Psychologist: Kashi has all the makings of cult

Palm Beach Post-Journal/June 15, 2002
By Jayne Hustead

Orlando -- The Kashi community in Roseland has all the makings of a quintessential cult, a psychologist studying the group said Friday.

However, Kashi representatives questioned the findings and said other studies were more positive about the North Indian River County community.

During the past 10 months, Paul Martin, director of Wellspring Retreat, a residential treatment program for ex-cult members in Albany, Ohio, said he has interviewed 21 ex-members of Ma Jaya Sati Bhagavati's Kashi Ashram at 11155 Roseland Road.

During more than 35 hours of interviews, the ex-members expressed consistent themes about how the group operated, he said, themes that showed the members were subject to mind control techniques.

As a group, the members also scored the highest Martin said he has ever seen on a psychological test designed to measure psychological abuse.

Martin was unveiling his research during a panel at the American Family Foundation's annual meeting Friday and today in Orlando. The foundation is a tax-exempt organization formed in 1979 to help ex-cult members and their families.

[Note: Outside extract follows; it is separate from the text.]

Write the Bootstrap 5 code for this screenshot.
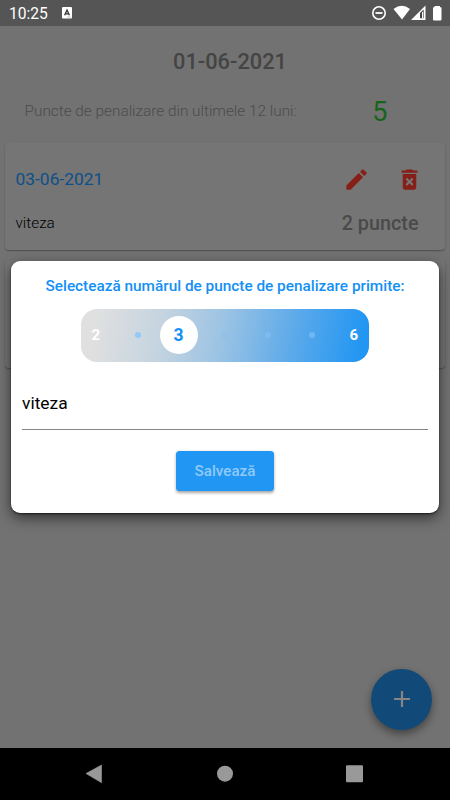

Kashi resident Mata Giri Perkins said after the panel that nothing she heard reflected her 25 years experience at Kashi.

Perkins, who heads a Kashi business that produces tapes and videos, also said she was not attending the conference as a representative of Kashi.

Kashi spokeswoman Sita Ganga questioned Martin's credentials Friday evening and added there are other studies that speak very positively about Kashi.

"For every expert in the world there's a counter expert," she said. "Has his (Martin's) work been published? Reviewed?" she said.

Before completing his research, Martin said he "desperately wants to get in touch with about 60 additional ex-Kashi members," who have been "too scared to talk" to him.

However, four ex-Kashi members participating in Martin's research were not too scared to speak, telling the panel audience in passionate terms how they joined Kashi and why they left.

Among them was Richard Rosenkranz, a longtime Kashi resident and media spokesman, who became a vocal critic of the group during his recent divorce from Kashi insider Gina Belli.

Rosenkranz had hired Martin to determine if Bhagavati had coerced him into the marriage. "The evidence," Martin said, "was very compelling in (Rosenkranz's) case... He was married because of undue influence. Clear and simple," he said.

The Rosenkranz research also led Martin to begin interviewing other ex-Kashi members for the more in-depth project, which Martin said he plans to publish in "Cultic Studies Journal."

Other panelists included 15-year Kashi devotee Lyn Deadmore, of Atlanta, and Dr. Harry Brodie and his wife Roseanne Henry, who flew in from Littleton, Colo., where Henry counsels ex-cult members and Brodie has a family medical practice.

All said they came to Bhagavati's teaching seeking spiritual guidance and left with tortured dreams and broken hearts that have taken years to heal.

But Ganga said, in a prepared statement, "Let us put this in perspective. These are people who are no longer a part of the Kashi community who are disgruntled and disillusioned with their own choices."